Painting by David Wilkie

Napoleon and Pius VII at Fontainebleau is an 1836 history painting by the Scottish artist David Wilkie. It is held at the National Gallery of Ireland, in Dublin.

==History==
It depicts Napoleon, the emperor of France, meeting with Pope Pius VII at Fontainebleau Palace. Wilkie was inspired by a passage in Walter Scott's 1827 biography The Life of Napoleon Buonaparte.

Wilkie read Scott's book while in Geneva. He originally conceived the painting as showing the two arguing over the French emperor's desire to divorce his wife Joséphine in order to allow him to make a dynastic marriage with Marie Louise, the daughter of Emperor Francis I of Austria. When Pius refused to grant a divorce, Napoleon imprisoned him in France. As this confrontation had not involved a face-to-face meeting, Wilkie instead chose to portray the two men meeting in 1813 to negotiate the Concordat of Fontainebleau. He wanted his painting to show the contrasting world views of Napoleon and Pius, particularly the latter's moral dilemma in dealing with the perceived evil of the domineering French emperor.

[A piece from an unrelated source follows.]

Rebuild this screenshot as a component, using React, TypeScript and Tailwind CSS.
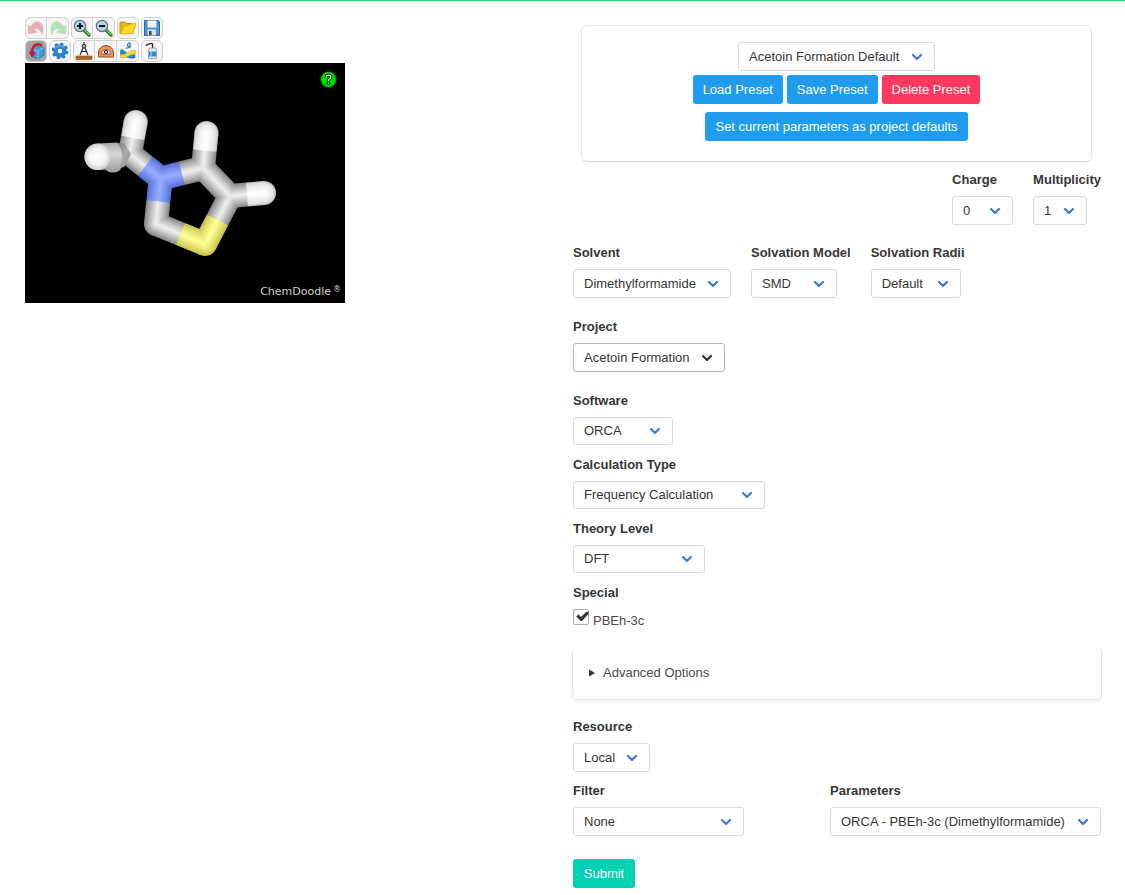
import React from "react";

type Rgb = [number, number, number];
type Atom = { x: number; y: number; el: "C" | "H" | "N" | "S" };

const shades: Record<Atom["el"], [Rgb, Rgb]> = {
  C: [[134, 134, 134], [236, 236, 236]],
  H: [[190, 190, 190], [255, 255, 255]],
  N: [[84, 112, 214], [148, 172, 255]],
  S: [[200, 196, 74], [255, 255, 150]],
};

const atoms: Atom[] = [
  { x: 110.7, y: 59, el: "H" },
  { x: 105, y: 91, el: "C" },
  { x: 135.7, y: 115.5, el: "N" },
  { x: 178, y: 105, el: "C" },
  { x: 181.5, y: 70, el: "H" },
  { x: 205, y: 133, el: "C" },
  { x: 239, y: 130, el: "H" },
  { x: 180, y: 181, el: "S" },
  { x: 131, y: 161, el: "C" },
];

const bonds: [number, number][] = [
  [0, 1],
  [1, 2],
  [2, 3],
  [3, 4],
  [3, 5],
  [5, 6],
  [5, 7],
  [7, 8],
  [8, 2],
];

const LAYERS = 12;
const STICK = 24;

function shade(el: Atom["el"], t: number) {
  const [a, b] = shades[el];
  const k = el === "H" ? Math.pow(t, 0.4) : Math.pow(t, 0.85);
  return `rgb(${a.map((v, i) => Math.round(v + (b[i] - v) * k)).join(",")})`;
}

function Molecule() {
  const layers = Array.from({ length: LAYERS }, (_, i) => i);
  return (
    <svg viewBox="0 0 320 240" className="block h-60 w-80" role="img" aria-label="Molecule">
      <defs>
        <linearGradient id="stub" x1="0" y1="0" x2="0" y2="1">
          <stop offset="0" stopColor="#a4a4a4" />
          <stop offset="0.4" stopColor="#d6d6d6" />
          <stop offset="1" stopColor="#a4a4a4" />
        </linearGradient>
        <linearGradient id="stubDark" x1="0" y1="0" x2="1" y2="1">
          <stop offset="0" stopColor="#7c7c7c" />
          <stop offset="0.5" stopColor="#aaaaaa" />
          <stop offset="1" stopColor="#8c8c8c" />
        </linearGradient>
        <radialGradient id="ball" cx="0.5" cy="0.5" r="0.5">
          <stop offset="0" stopColor="#ffffff" />
          <stop offset="0.6" stopColor="#f4f4f4" />
          <stop offset="1" stopColor="#cfcfcf" />
        </radialGradient>
      </defs>
      <ellipse cx="88" cy="105" rx="8" ry="4.500" fill="#a2a2a2" />
      {layers.map((l) => {
        const w = STICK * (1 - l / LAYERS);
        const t = l / (LAYERS - 1);
        return (
          <g key={l} strokeWidth={w}>
            {bonds.map(([p, q]) => {
              const a = atoms[p];
              const b = atoms[q];
              const mx = (a.x + b.x) / 2;
              const my = (a.y + b.y) / 2;
              return (
                <g key={`${p}-${q}`}>
                  <line x1={a.x} y1={a.y} x2={mx} y2={my} stroke={shade(a.el, t)} />
                  <line x1={mx} y1={my} x2={b.x} y2={b.y} stroke={shade(b.el, t)} />
                </g>
              );
            })}
            {atoms.map((a, i) => (
              <circle key={i} cx={a.x} cy={a.y} r={w / 2} fill={shade(a.el, t)} strokeWidth="0" />
            ))}
          </g>
        );
      })}
      <path d="M92 80 L99 80 L106 91 L99 104 L92 106 Z" fill="url(#stubDark)" />
      <path d="M72 80.500 L92 79.500 Q97 85 97 92 Q97 100 92 106 L72 107 Z" fill="url(#stub)" />
      <circle cx="72.500" cy="93.800" r="13.200" fill="url(#ball)" />
    </svg>
  );
}

function Tool({ label, active, faded, divided, children }: {
  label: string;
  active?: boolean;
  faded?: boolean;
  divided?: boolean;
  children: React.ReactNode;
}) {
  return (
    <button
      type="button"
      aria-label={label}
      className={`flex h-5 items-center justify-center ${active ? "bg-[#a3a3a3]" : ""} ${divided ? "w-[22px] border-l border-[#d3d3d3]" : "w-5"}`}
    >
      <svg viewBox="0 0 20 20" className={`h-5 w-5 shrink-0 ${faded ? "opacity-40" : ""}`} fill="none">
        {children}
      </svg>
    </button>
  );
}

function Group({ children }: { children: React.ReactNode }) {
  return <div className="flex overflow-hidden rounded-[5px] border border-[#d0d0d0] bg-[#f6f6f6]">{children}</div>;
}

function Magnifier({ plus }: { plus?: boolean }) {
  return (
    <>
      <path d="M11.500 11.500 L17 17" stroke="#227a22" strokeWidth="3.400" strokeLinecap="round" />
      <path d="M12.500 12 L17 16.400" stroke="#67d94b" strokeWidth="1.400" strokeLinecap="round" />
      <circle cx="8" cy="8" r="5.600" fill="#a9d6f3" stroke="#6d6d6d" strokeWidth="1.200" />
      <path d="M5 8 H11" stroke="#111" strokeWidth="2" />
      {plus && <path d="M8 5 V11" stroke="#111" strokeWidth="2" />}
    </>
  );
}

function Toolbar() {
  return (
    <div className="flex flex-col gap-px">
      <div className="flex gap-0.5">
        <Group>
          <Tool label="Undo" faded>
            <path d="M2 7 L2 16 L11.500 14.500 L8.500 11.500 C10.500 9.500 14 11 16.500 17 C18.500 9 16 3.500 11.500 3.500 C8.500 3.500 6.500 5.500 5 8.500 Z" fill="#d0484c" stroke="#b08080" strokeWidth="0.600" />
          </Tool>
          <Tool label="Redo" faded divided>
            <path d="M18 7 L18 16 L8.500 14.500 L11.500 11.500 C9.500 9.500 6 11 3.500 17 C1.500 9 4 3.500 8.500 3.500 C11.500 3.500 13.500 5.500 15 8.500 Z" fill="#4fc95a" stroke="#80b080" strokeWidth="0.600" />
          </Tool>
        </Group>
        <Group>
          <Tool label="Zoom in"><Magnifier plus /></Tool>
          <Tool label="Zoom out" divided><Magnifier /></Tool>
        </Group>
        <Group>
          <Tool label="Open">
            <path d="M2 15.500 V5 Q2 4 3 4 H7 L8.500 5.500 H13.500 V7.500 H17" fill="#e9b410" stroke="#c2920d" />
            <path d="M2.500 16 L6 8 Q11 8.500 12 6 L18 5.500 L15 15.500 Z" fill="#ffdc28" stroke="#d4a60b" strokeWidth="0.800" />
          </Tool>
        </Group>
        <Group>
          <Tool label="Save">
            <path d="M2.500 2.500 H16.500 L17.500 3.500 V17.500 H2.500 Z" fill="#4a8ed6" stroke="#2f65ab" />
            <rect x="5.500" y="2.500" width="9" height="7" fill="#f2f2f2" />
            <rect x="5.500" y="11.500" width="8.500" height="6" fill="#dce0e5" />
            <rect x="7" y="13" width="2.500" height="4" fill="#33404e" />
          </Tool>
        </Group>
      </div>
      <div className="flex gap-0.5">
        <Group>
          <Tool label="Rotate" active>
            <path d="M5 7.500 L11 4 L18 6.500 V14 L12 18 L5.500 15.500 Z" fill="#3e9bda" stroke="#1e69a4" strokeWidth="0.700" />
            <path d="M5 7.500 L12 10 L18 6.500 M12 10 V18" stroke="#87caf0" strokeWidth="0.900" />
            <path d="M16 4.500 C10.500 1 6.500 4.500 6 11.500" stroke="#d8141c" strokeWidth="2.400" />
            <path d="M2.500 10.500 L6 16.500 L9.800 11.500 Z" fill="#d8141c" />
          </Tool>
        </Group>
        <Group>
          <Tool label="Settings">
            <circle cx="10" cy="10" r="6.800" stroke="#2379bd" strokeWidth="3" strokeDasharray="3 2.340" />
            <circle cx="10" cy="10" r="4.500" fill="#f7f7f7" stroke="#2b84ca" strokeWidth="4.400" />
            <path d="M5 8 A5.500 5.500 0 0 1 14 6.500" stroke="#5fb2ea" strokeWidth="1.200" />
          </Tool>
        </Group>
        <Group>
          <Tool label="Distance">
            <rect x="2" y="15" width="16" height="3.500" fill="#b66524" stroke="#8e4a18" strokeWidth="0.600" />
            <path d="M10 1 V4 M9 7 L6 14 M11 7 L14 14 M7.500 10.500 H12.500" stroke="#222" strokeWidth="1.100" />
            <circle cx="10" cy="5.300" r="1.900" fill="#aaa" stroke="#222" />
          </Tool>
          <Tool label="Angle" divided>
            <path d="M2.500 16 V12 A7.500 7.500 0 0 1 17.500 12 V16 Z" fill="#e6935b" stroke="#9a4c18" />
            <path d="M5.500 13 A4.500 4.500 0 0 1 14.500 13 Z" fill="#f7eee8" stroke="#7d4320" strokeWidth="0.700" />
            <circle cx="10" cy="11" r="1.700" stroke="#333" />
            <path d="M10 8.500 V13" stroke="#67320f" strokeWidth="0.700" />
          </Tool>
          <Tool label="Torsion" divided>
            <path d="M8 7 C12 8 13.500 1.500 11 2 C9 2.500 9 8 13 5.500" stroke="#2876b7" strokeWidth="1.200" />
            <path d="M2.500 9 C7 7.500 8 15.500 17 13.500 V17 C9 18.500 6 13.500 2.500 14.500 Z" fill="#1c88d5" stroke="#1769a6" strokeWidth="0.500" />
            <path d="M2.500 13.500 C8 14.500 11 8.500 17.500 9.500 V13 C12 12.500 9 18 2.500 17 Z" fill="#fbd63d" stroke="#d6a719" strokeWidth="0.500" />
          </Tool>
        </Group>
        <Group>
          <Tool label="Clear">
            <path d="M4 5 C5.500 2.500 8 2.500 11 2.800 M10.500 2.500 V7" stroke="#222" strokeWidth="1.300" />
            <path d="M6.500 17.500 V9.500 Q6.500 7 8.500 7 H12.500 Q14.500 7 14.500 9.500 V17.500 Z" fill="#e4eef5" stroke="#7d8a94" strokeWidth="0.800" />
            <rect x="7" y="10.500" width="7" height="5" fill="#328dcc" />
            <path d="M9 9 V17" stroke="#b2d8f0" />
          </Tool>
        </Group>
      </div>
    </div>
  );
}

function Viewer() {
  return (
    <div className="pt-4">
      <Toolbar />
      <div className="relative mt-px w-80 bg-black">
        <Molecule />
        <button type="button" aria-label="Help" className="absolute top-2 right-2 h-[17px] w-[17px]">
          <svg viewBox="0 0 17 17" className="h-full w-full">
            <circle cx="8.500" cy="8.500" r="7.700" fill="#00dc00" stroke="#007d00" strokeWidth="0.800" />
            <path d="M6.200 6.200 Q6.200 4.200 8.500 4.200 Q11 4.200 10.700 6.300 Q10.500 7.300 8.600 8.800 V10" fill="none" stroke="#002c00" strokeWidth="3" />
            <circle cx="8.600" cy="12.300" r="1.700" fill="#002c00" />
            <path d="M6.200 6.200 Q6.200 4.200 8.500 4.200 Q11 4.200 10.700 6.300 Q10.500 7.300 8.600 8.800 V10" fill="none" stroke="#d8f0d8" strokeWidth="1.200" />
            <circle cx="8.600" cy="12.300" r="0.800" fill="#d8f0d8" />
          </svg>
        </button>
        <div className="absolute right-1 bottom-[3px] flex items-start gap-0.5 font-['DejaVu_Sans',sans-serif] text-[11px] leading-4 text-[#cfcfcf]">
          <span>ChemDoodle</span>
          <span className="text-[8px] leading-3">®</span>
        </div>
      </div>
    </div>
  );
}

function Select({ id, value, width, dark, short, label }: {
  id: string;
  value: string;
  width: string;
  dark?: boolean;
  short?: boolean;
  label?: string;
}) {
  return (
    <div className={`relative ${width} ${short ? "h-7" : "h-[29px]"}`}>
      <select
        id={id}
        aria-label={label}
        className={`h-full w-full appearance-none rounded-[3px] border bg-white pr-7 pl-2.5 text-[13px] leading-5 text-[#363636] ${dark ? "border-[#b5b5b5]" : "border-[#dbdbdb]"}`}
      >
        <option>{value}</option>
      </select>
      <svg
        viewBox="0 0 12 8"
        className={`pointer-events-none absolute top-1/2 right-3 h-2 w-3 -translate-y-1/2 ${dark ? "text-[#363636]" : "text-[#3f78de]"}`}
        fill="none"
        stroke="currentColor"
        strokeWidth="2.200"
        strokeLinecap="round"
        strokeLinejoin="round"
      >
        <path d="M2 2 L6 6 L10 2" />
      </svg>
    </div>
  );
}

function Field({ label, ...rest }: {
  label: string;
  id: string;
  value: string;
  width: string;
  dark?: boolean;
  short?: boolean;
}) {
  return (
    <div className="flex flex-col gap-1.5">
      <label htmlFor={rest.id} className="leading-5 font-bold whitespace-nowrap text-[#363636]">
        {label}
      </label>
      <Select {...rest} />
    </div>
  );
}

function Button({ color, children }: { color: string; children: React.ReactNode }) {
  return (
    <button type="button" className={`h-[29px] min-w-[62px] rounded-[3px] px-2.5 leading-5 whitespace-nowrap text-white ${color}`}>
      {children}
    </button>
  );
}

export default function App() {
  return (
    <main className="grid grid-cols-2 gap-5 border-t border-[#23d160] bg-white pr-6 pb-2 pl-[25px] font-['Liberation_Sans',Arial,sans-serif] text-[13px] text-[#4a4a4a]">
      <Viewer />

      <form className="pt-[25px]" onSubmit={(e) => e.preventDefault()}>
        <section className="mr-2.5 ml-[9px] flex flex-col items-center rounded-[5px] pt-4 pb-5 shadow-[0_2px_3px_rgba(10,10,10,0.05),0_0_0_1px_rgba(10,10,10,0.09)]">
          <Select id="preset" label="Preset" value="Acetoin Formation Default" width="w-[197px]" />
          <div className="mt-1 flex gap-1">
            <Button color="bg-[#209cee]">Load Preset</Button>
            <Button color="bg-[#209cee]">Save Preset</Button>
            <Button color="bg-[#ff3860]">Delete Preset</Button>
          </div>
          <div className="mt-2">
            <Button color="bg-[#209cee]">Set current parameters as project defaults</Button>
          </div>
        </section>

        <div className="mt-[9px] flex justify-end gap-5">
          <Field id="charge" label="Charge" value="0" width="w-[61px]" />
          <Field id="multiplicity" label="Multiplicity" value="1" width="w-[54px]" />
        </div>

        <div className="mt-[18px] flex flex-col gap-[19px]">
          <div className="flex gap-5">
            <Field id="solvent" label="Solvent" value="Dimethylformamide" width="w-[158px]" />
            <Field id="model" label="Solvation Model" value="SMD" width="w-[86px]" />
            <Field id="radii" label="Solvation Radii" value="Default" width="w-[90px]" />
          </div>
          <Field id="project" label="Project" value="Acetoin Formation" width="w-[152px]" dark />
          <div className="flex flex-col gap-2.5">
            <Field id="software" label="Software" value="ORCA" width="w-[100px]" short />
            <Field id="calculation" label="Calculation Type" value="Frequency Calculation" width="w-[192px]" short />
            <Field id="theory" label="Theory Level" value="DFT" width="w-[132px]" short />
            <fieldset>
              <legend className="mb-1.5 leading-5 font-bold text-[#363636]">Special</legend>
              <label className="flex h-[22px] items-end gap-1">
                <span className="relative h-4 w-4 self-start">
                  <input type="checkbox" defaultChecked className="peer block h-4 w-4 appearance-none rounded-[2px] border border-[#b5aca6] bg-[#fbfbfb]" />
                  <svg viewBox="0 0 16 16" className="pointer-events-none absolute inset-0 hidden h-4 w-4 peer-checked:block">
                    <path d="M3.200 7.200 L5.500 5.600 L8 8 L13.500 2.800 H15.500 V5 L9 12 H7.600 Z" fill="#2e3436" />
                  </svg>
                </span>
                <span className="leading-5">PBEh-3c</span>
              </label>
            </fieldset>
          </div>
        </div>

        <details className="-mx-px mt-4 rounded-[5px] border border-t-0 border-[#e6e6e6] px-4 py-4 shadow-[0_2px_3px_rgba(10,10,10,0.05)]">
          <summary className="flex list-none items-center gap-2 leading-5">
            <svg viewBox="0 0 6 8" className="h-2 w-1.5">
              <path d="M0 0.500 L6 4 L0 7.500 Z" fill="#363636" />
            </svg>
            Advanced Options
          </summary>
        </details>

        <div className="mt-[17px] flex flex-col gap-[9px]">
          <Field id="resource" label="Resource" value="Local" width="w-[77px]" />
          <div className="flex justify-between">
            <Field id="filter" label="Filter" value="None" width="w-[171px]" />
            <Field id="parameters" label="Parameters" value="ORCA - PBEh-3c (Dimethylformamide)" width="w-[271px]" />
          </div>
        </div>
        <div className="mt-[23px] flex">
          <Button color="bg-[#00d1b2]">Submit</Button>
        </div>
      </form>
    </main>
  );
}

It was exhibited at the Royal Academy's 1836 Summer Exhibition at Somerset House. It is now in the collection of the National Gallery of Ireland in Dublin, having been acquired in 1877. The painting cost £2,000 to purchase, representing a major acquisition for the Dublin gallery.

==Bibliography==
- Olson, Roberta. Ottocento: Romanticism and Revolution in 19th-century Italian Painting. Centro Di, 1992.
- Somerville-Large, Peter. 1854-2004: The Story of the National Gallery of Ireland. National Gallery of Ireland, 2004.
- Tromans, Nicholas. David Wilkie: The People's Painter. Edinburgh University Press, 2007.